═══ Extracted material

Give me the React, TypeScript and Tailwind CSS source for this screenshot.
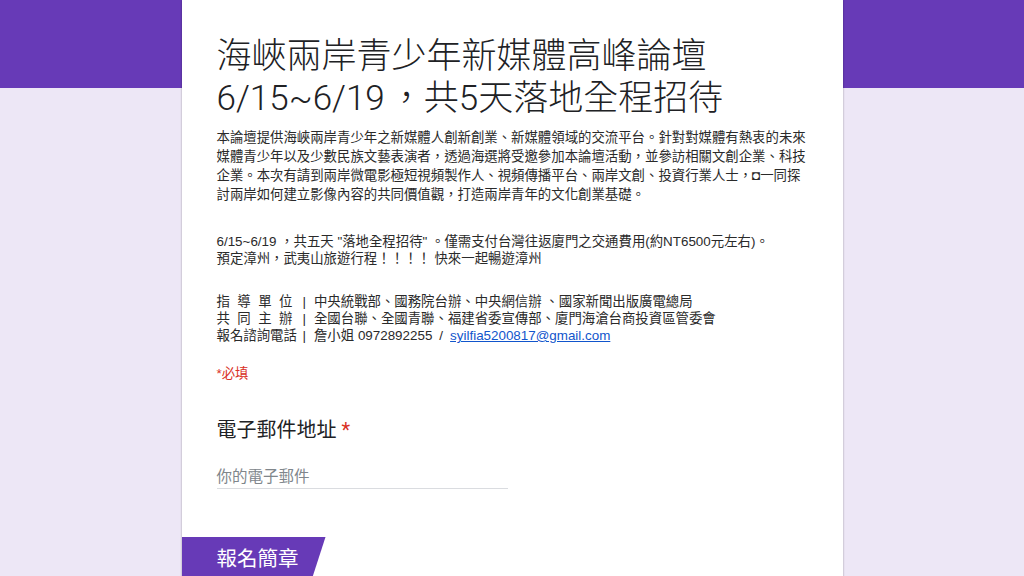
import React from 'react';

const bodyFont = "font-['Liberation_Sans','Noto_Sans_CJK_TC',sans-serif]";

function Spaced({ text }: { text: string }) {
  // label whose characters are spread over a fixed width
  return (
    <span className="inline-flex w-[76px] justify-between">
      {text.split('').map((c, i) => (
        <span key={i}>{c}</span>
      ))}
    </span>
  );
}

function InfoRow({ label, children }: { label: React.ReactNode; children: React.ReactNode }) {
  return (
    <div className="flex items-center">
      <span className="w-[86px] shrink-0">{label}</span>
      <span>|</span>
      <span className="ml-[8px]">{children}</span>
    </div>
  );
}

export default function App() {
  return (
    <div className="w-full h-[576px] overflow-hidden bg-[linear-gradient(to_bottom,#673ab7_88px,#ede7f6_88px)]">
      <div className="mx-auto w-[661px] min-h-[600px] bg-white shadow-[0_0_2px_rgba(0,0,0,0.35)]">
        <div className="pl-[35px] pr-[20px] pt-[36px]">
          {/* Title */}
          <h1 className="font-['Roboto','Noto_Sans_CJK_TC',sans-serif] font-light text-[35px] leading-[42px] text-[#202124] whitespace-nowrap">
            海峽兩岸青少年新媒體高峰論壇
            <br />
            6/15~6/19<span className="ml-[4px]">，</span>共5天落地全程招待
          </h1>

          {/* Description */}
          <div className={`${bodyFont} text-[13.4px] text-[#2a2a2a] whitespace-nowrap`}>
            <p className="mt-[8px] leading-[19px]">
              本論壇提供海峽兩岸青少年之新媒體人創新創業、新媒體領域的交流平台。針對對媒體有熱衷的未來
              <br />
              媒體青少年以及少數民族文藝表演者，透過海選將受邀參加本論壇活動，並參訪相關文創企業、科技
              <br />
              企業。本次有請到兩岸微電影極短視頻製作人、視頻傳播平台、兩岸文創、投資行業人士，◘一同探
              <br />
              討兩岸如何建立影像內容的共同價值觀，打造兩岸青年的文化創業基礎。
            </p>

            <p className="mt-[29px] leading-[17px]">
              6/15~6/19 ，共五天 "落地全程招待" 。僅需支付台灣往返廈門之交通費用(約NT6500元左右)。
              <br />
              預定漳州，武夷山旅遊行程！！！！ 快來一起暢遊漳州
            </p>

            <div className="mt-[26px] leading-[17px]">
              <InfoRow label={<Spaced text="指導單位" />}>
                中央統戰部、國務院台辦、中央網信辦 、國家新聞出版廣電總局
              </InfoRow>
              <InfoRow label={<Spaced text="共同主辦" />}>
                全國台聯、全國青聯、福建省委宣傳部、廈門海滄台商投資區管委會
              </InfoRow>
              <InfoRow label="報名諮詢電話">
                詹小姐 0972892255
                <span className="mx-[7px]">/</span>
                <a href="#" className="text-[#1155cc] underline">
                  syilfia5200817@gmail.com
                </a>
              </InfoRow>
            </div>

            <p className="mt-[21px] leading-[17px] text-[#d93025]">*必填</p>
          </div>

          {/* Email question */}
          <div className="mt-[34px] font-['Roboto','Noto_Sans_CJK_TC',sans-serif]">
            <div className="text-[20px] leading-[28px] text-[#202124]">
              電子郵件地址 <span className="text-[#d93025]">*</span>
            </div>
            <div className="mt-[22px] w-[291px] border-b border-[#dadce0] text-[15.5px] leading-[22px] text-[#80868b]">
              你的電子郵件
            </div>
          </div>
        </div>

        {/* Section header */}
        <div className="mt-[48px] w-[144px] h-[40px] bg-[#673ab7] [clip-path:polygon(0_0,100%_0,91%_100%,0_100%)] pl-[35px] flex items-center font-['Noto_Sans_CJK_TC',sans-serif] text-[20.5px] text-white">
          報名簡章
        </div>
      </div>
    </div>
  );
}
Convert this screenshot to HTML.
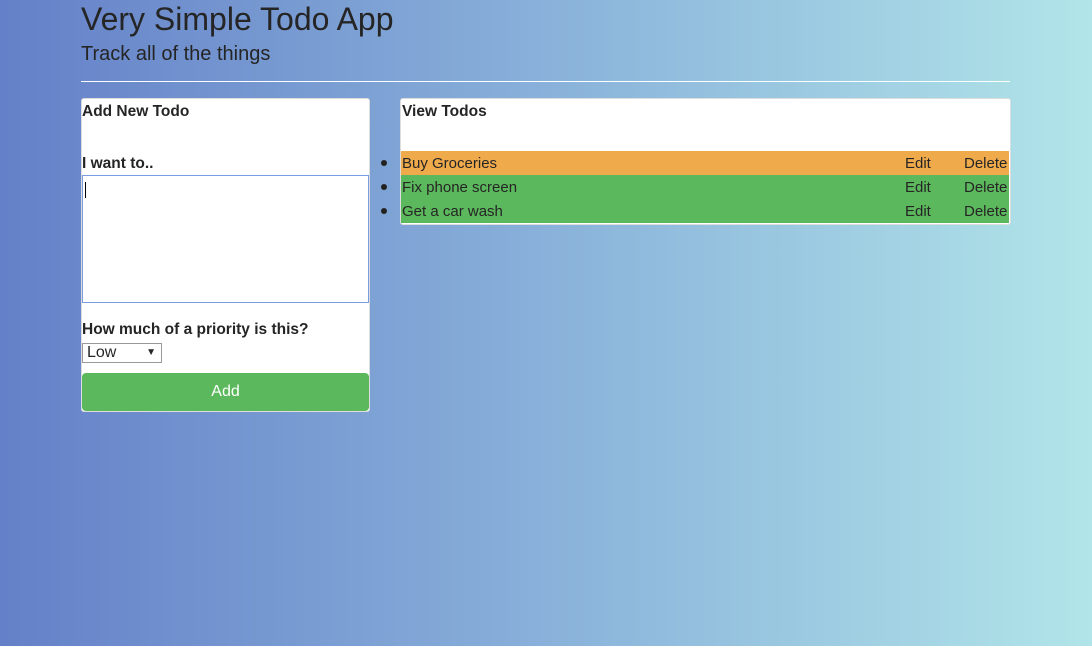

══════

» **Exercise prompt**:
Reproduce the records verbatim, omitting all images they contain.

» **Exercise response**:
Give me the React, TypeScript and Tailwind CSS source for this screenshot.
import React from 'react';

const bodyFont = "font-['Liberation_Sans','Noto_Sans_CJK_TC',sans-serif]";

function Spaced({ text }: { text: string }) {
  // label whose characters are spread over a fixed width
  return (
    <span className="inline-flex w-[76px] justify-between">
      {text.split('').map((c, i) => (
        <span key={i}>{c}</span>
      ))}
    </span>
  );
}

function InfoRow({ label, children }: { label: React.ReactNode; children: React.ReactNode }) {
  return (
    <div className="flex items-center">
      <span className="w-[86px] shrink-0">{label}</span>
      <span>|</span>
      <span className="ml-[8px]">{children}</span>
    </div>
  );
}

export default function App() {
  return (
    <div className="w-full h-[576px] overflow-hidden bg-[linear-gradient(to_bottom,#673ab7_88px,#ede7f6_88px)]">
      <div className="mx-auto w-[661px] min-h-[600px] bg-white shadow-[0_0_2px_rgba(0,0,0,0.35)]">
        <div className="pl-[35px] pr-[20px] pt-[36px]">
          {/* Title */}
          <h1 className="font-['Roboto','Noto_Sans_CJK_TC',sans-serif] font-light text-[35px] leading-[42px] text-[#202124] whitespace-nowrap">
            海峽兩岸青少年新媒體高峰論壇
            <br />
            6/15~6/19<span className="ml-[4px]">，</span>共5天落地全程招待
          </h1>

          {/* Description */}
          <div className={`${bodyFont} text-[13.4px] text-[#2a2a2a] whitespace-nowrap`}>
            <p className="mt-[8px] leading-[19px]">
              本論壇提供海峽兩岸青少年之新媒體人創新創業、新媒體領域的交流平台。針對對媒體有熱衷的未來
              <br />
              媒體青少年以及少數民族文藝表演者，透過海選將受邀參加本論壇活動，並參訪相關文創企業、科技
              <br />
              企業。本次有請到兩岸微電影極短視頻製作人、視頻傳播平台、兩岸文創、投資行業人士，◘一同探
              <br />
              討兩岸如何建立影像內容的共同價值觀，打造兩岸青年的文化創業基礎。
            </p>

            <p className="mt-[29px] leading-[17px]">
              6/15~6/19 ，共五天 "落地全程招待" 。僅需支付台灣往返廈門之交通費用(約NT6500元左右)。
              <br />
              預定漳州，武夷山旅遊行程！！！！ 快來一起暢遊漳州
            </p>

            <div className="mt-[26px] leading-[17px]">
              <InfoRow label={<Spaced text="指導單位" />}>
                中央統戰部、國務院台辦、中央網信辦 、國家新聞出版廣電總局
              </InfoRow>
              <InfoRow label={<Spaced text="共同主辦" />}>
                全國台聯、全國青聯、福建省委宣傳部、廈門海滄台商投資區管委會
              </InfoRow>
              <InfoRow label="報名諮詢電話">
                詹小姐 0972892255
                <span className="mx-[7px]">/</span>
                <a href="#" className="text-[#1155cc] underline">
                  syilfia5200817@gmail.com
                </a>
              </InfoRow>
            </div>

            <p className="mt-[21px] leading-[17px] text-[#d93025]">*必填</p>
          </div>

          {/* Email question */}
          <div className="mt-[34px] font-['Roboto','Noto_Sans_CJK_TC',sans-serif]">
            <div className="text-[20px] leading-[28px] text-[#202124]">
              電子郵件地址 <span className="text-[#d93025]">*</span>
            </div>
            <div className="mt-[22px] w-[291px] border-b border-[#dadce0] text-[15.5px] leading-[22px] text-[#80868b]">
              你的電子郵件
            </div>
          </div>
        </div>

        {/* Section header */}
        <div className="mt-[48px] w-[144px] h-[40px] bg-[#673ab7] [clip-path:polygon(0_0,100%_0,91%_100%,0_100%)] pl-[35px] flex items-center font-['Noto_Sans_CJK_TC',sans-serif] text-[20.5px] text-white">
          報名簡章
        </div>
      </div>
    </div>
  );
}
Convert this screenshot to HTML.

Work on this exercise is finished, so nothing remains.